**PROBLEM STATEMENT**
Word for word, quote all of the material, omitting the pictures.

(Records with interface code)

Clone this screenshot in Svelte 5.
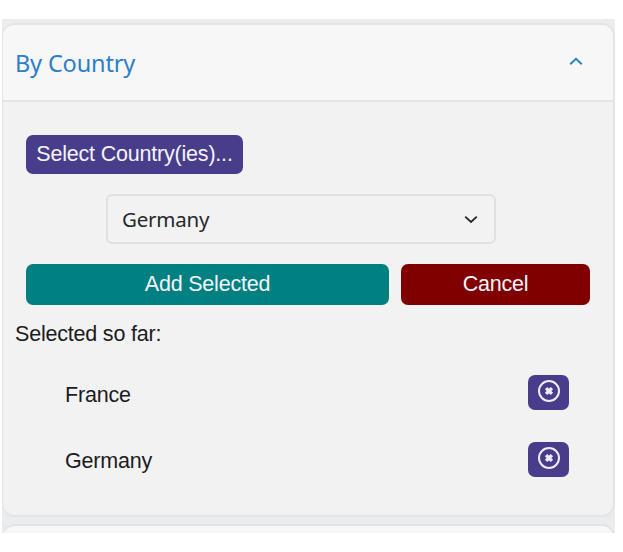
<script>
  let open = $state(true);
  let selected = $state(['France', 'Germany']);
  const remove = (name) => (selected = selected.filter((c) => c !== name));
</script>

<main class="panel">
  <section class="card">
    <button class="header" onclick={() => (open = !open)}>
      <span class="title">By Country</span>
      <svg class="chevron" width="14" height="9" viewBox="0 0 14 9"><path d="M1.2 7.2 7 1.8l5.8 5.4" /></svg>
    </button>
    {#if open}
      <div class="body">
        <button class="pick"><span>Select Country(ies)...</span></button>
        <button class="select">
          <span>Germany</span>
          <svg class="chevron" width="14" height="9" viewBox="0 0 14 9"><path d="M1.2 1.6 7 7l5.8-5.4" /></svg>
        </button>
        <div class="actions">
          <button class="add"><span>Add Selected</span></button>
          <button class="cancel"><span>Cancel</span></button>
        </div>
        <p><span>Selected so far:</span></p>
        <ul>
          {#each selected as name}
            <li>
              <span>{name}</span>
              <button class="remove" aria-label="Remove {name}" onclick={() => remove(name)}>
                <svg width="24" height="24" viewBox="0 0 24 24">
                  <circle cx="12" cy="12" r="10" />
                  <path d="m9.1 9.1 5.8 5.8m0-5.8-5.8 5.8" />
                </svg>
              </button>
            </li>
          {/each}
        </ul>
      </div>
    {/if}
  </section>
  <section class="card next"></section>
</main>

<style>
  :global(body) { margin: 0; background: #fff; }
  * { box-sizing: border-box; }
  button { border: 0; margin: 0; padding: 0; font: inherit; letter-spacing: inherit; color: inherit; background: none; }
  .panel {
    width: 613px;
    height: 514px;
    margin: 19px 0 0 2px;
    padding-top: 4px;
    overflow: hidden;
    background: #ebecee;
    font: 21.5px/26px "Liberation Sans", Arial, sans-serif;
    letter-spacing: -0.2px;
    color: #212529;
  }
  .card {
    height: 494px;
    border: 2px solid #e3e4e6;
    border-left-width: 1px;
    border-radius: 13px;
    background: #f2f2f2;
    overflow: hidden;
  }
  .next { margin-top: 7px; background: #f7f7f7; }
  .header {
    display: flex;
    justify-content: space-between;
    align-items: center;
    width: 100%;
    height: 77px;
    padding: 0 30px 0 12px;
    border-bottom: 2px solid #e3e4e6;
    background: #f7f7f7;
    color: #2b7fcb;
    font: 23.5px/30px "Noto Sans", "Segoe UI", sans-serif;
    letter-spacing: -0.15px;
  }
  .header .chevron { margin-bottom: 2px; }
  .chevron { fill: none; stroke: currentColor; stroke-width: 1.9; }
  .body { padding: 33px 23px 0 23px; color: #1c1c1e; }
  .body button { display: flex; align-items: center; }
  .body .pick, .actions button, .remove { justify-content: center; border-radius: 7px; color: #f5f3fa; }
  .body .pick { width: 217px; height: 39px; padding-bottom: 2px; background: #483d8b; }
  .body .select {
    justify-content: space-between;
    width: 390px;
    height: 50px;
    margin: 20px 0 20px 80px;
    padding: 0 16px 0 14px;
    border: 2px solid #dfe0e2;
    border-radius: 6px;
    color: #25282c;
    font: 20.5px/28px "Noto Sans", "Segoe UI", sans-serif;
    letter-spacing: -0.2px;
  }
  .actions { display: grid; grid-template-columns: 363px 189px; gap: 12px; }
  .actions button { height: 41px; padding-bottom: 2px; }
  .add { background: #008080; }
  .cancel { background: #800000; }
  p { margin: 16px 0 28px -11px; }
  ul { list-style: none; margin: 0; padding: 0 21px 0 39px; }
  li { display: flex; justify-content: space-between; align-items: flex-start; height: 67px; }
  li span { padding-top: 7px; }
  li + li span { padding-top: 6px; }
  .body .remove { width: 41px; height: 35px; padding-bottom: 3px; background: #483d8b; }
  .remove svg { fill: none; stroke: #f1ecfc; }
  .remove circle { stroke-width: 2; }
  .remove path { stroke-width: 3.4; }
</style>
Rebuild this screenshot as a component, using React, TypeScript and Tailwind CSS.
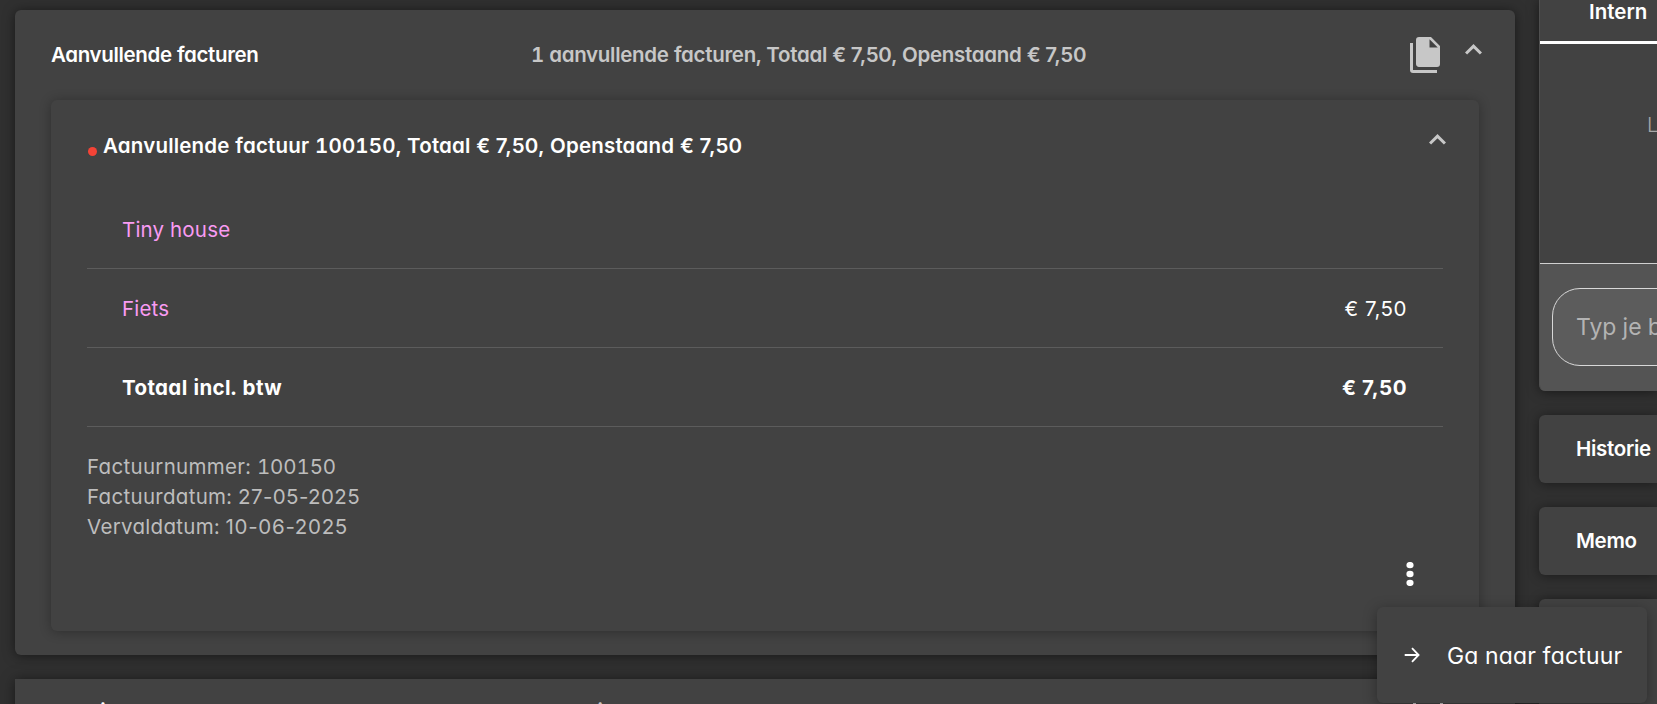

**ANSWER FOR THE TASK**
Clone this screenshot in Svelte 5.
<script>
  let open = $state(true);
  let selected = $state(['France', 'Germany']);
  const remove = (name) => (selected = selected.filter((c) => c !== name));
</script>

<main class="panel">
  <section class="card">
    <button class="header" onclick={() => (open = !open)}>
      <span class="title">By Country</span>
      <svg class="chevron" width="14" height="9" viewBox="0 0 14 9"><path d="M1.2 7.2 7 1.8l5.8 5.4" /></svg>
    </button>
    {#if open}
      <div class="body">
        <button class="pick"><span>Select Country(ies)...</span></button>
        <button class="select">
          <span>Germany</span>
          <svg class="chevron" width="14" height="9" viewBox="0 0 14 9"><path d="M1.2 1.6 7 7l5.8-5.4" /></svg>
        </button>
        <div class="actions">
          <button class="add"><span>Add Selected</span></button>
          <button class="cancel"><span>Cancel</span></button>
        </div>
        <p><span>Selected so far:</span></p>
        <ul>
          {#each selected as name}
            <li>
              <span>{name}</span>
              <button class="remove" aria-label="Remove {name}" onclick={() => remove(name)}>
                <svg width="24" height="24" viewBox="0 0 24 24">
                  <circle cx="12" cy="12" r="10" />
                  <path d="m9.1 9.1 5.8 5.8m0-5.8-5.8 5.8" />
                </svg>
              </button>
            </li>
          {/each}
        </ul>
      </div>
    {/if}
  </section>
  <section class="card next"></section>
</main>

<style>
  :global(body) { margin: 0; background: #fff; }
  * { box-sizing: border-box; }
  button { border: 0; margin: 0; padding: 0; font: inherit; letter-spacing: inherit; color: inherit; background: none; }
  .panel {
    width: 613px;
    height: 514px;
    margin: 19px 0 0 2px;
    padding-top: 4px;
    overflow: hidden;
    background: #ebecee;
    font: 21.5px/26px "Liberation Sans", Arial, sans-serif;
    letter-spacing: -0.2px;
    color: #212529;
  }
  .card {
    height: 494px;
    border: 2px solid #e3e4e6;
    border-left-width: 1px;
    border-radius: 13px;
    background: #f2f2f2;
    overflow: hidden;
  }
  .next { margin-top: 7px; background: #f7f7f7; }
  .header {
    display: flex;
    justify-content: space-between;
    align-items: center;
    width: 100%;
    height: 77px;
    padding: 0 30px 0 12px;
    border-bottom: 2px solid #e3e4e6;
    background: #f7f7f7;
    color: #2b7fcb;
    font: 23.5px/30px "Noto Sans", "Segoe UI", sans-serif;
    letter-spacing: -0.15px;
  }
  .header .chevron { margin-bottom: 2px; }
  .chevron { fill: none; stroke: currentColor; stroke-width: 1.9; }
  .body { padding: 33px 23px 0 23px; color: #1c1c1e; }
  .body button { display: flex; align-items: center; }
  .body .pick, .actions button, .remove { justify-content: center; border-radius: 7px; color: #f5f3fa; }
  .body .pick { width: 217px; height: 39px; padding-bottom: 2px; background: #483d8b; }
  .body .select {
    justify-content: space-between;
    width: 390px;
    height: 50px;
    margin: 20px 0 20px 80px;
    padding: 0 16px 0 14px;
    border: 2px solid #dfe0e2;
    border-radius: 6px;
    color: #25282c;
    font: 20.5px/28px "Noto Sans", "Segoe UI", sans-serif;
    letter-spacing: -0.2px;
  }
  .actions { display: grid; grid-template-columns: 363px 189px; gap: 12px; }
  .actions button { height: 41px; padding-bottom: 2px; }
  .add { background: #008080; }
  .cancel { background: #800000; }
  p { margin: 16px 0 28px -11px; }
  ul { list-style: none; margin: 0; padding: 0 21px 0 39px; }
  li { display: flex; justify-content: space-between; align-items: flex-start; height: 67px; }
  li span { padding-top: 7px; }
  li + li span { padding-top: 6px; }
  .body .remove { width: 41px; height: 35px; padding-bottom: 3px; background: #483d8b; }
  .remove svg { fill: none; stroke: #f1ecfc; }
  .remove circle { stroke-width: 2; }
  .remove path { stroke-width: 3.4; }
</style>
Rebuild this screenshot as a component, using React, TypeScript and Tailwind CSS.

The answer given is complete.